- Given information
=======
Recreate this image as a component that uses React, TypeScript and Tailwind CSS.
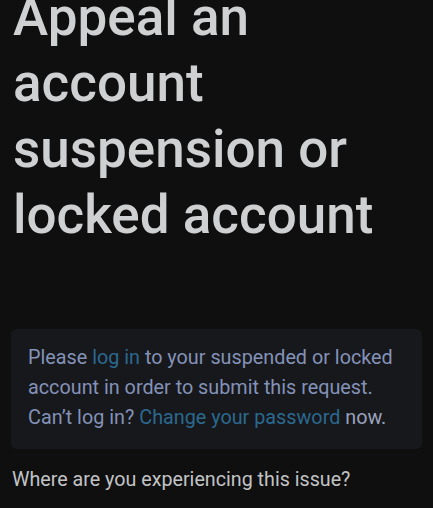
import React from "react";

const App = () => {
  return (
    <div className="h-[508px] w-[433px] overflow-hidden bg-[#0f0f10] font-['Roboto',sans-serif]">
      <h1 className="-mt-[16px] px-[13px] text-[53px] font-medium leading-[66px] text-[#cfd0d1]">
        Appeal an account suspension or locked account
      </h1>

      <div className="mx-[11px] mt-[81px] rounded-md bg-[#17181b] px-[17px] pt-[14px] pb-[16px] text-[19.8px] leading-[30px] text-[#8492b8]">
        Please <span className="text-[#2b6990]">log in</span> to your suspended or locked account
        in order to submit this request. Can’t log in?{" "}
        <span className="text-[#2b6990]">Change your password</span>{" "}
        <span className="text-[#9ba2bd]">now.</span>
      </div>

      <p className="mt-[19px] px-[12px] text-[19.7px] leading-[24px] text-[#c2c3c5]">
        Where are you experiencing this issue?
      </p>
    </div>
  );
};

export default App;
=======
- Given request
Copy each line above precisely, dropping the pictures.

- Expected answer
Recreate this image as a component that uses React, TypeScript and Tailwind CSS.
import React from "react";

const App = () => {
  return (
    <div className="h-[508px] w-[433px] overflow-hidden bg-[#0f0f10] font-['Roboto',sans-serif]">
      <h1 className="-mt-[16px] px-[13px] text-[53px] font-medium leading-[66px] text-[#cfd0d1]">
        Appeal an account suspension or locked account
      </h1>

      <div className="mx-[11px] mt-[81px] rounded-md bg-[#17181b] px-[17px] pt-[14px] pb-[16px] text-[19.8px] leading-[30px] text-[#8492b8]">
        Please <span className="text-[#2b6990]">log in</span> to your suspended or locked account
        in order to submit this request. Can’t log in?{" "}
        <span className="text-[#2b6990]">Change your password</span>{" "}
        <span className="text-[#9ba2bd]">now.</span>
      </div>

      <p className="mt-[19px] px-[12px] text-[19.7px] leading-[24px] text-[#c2c3c5]">
        Where are you experiencing this issue?
      </p>
    </div>
  );
};

export default App;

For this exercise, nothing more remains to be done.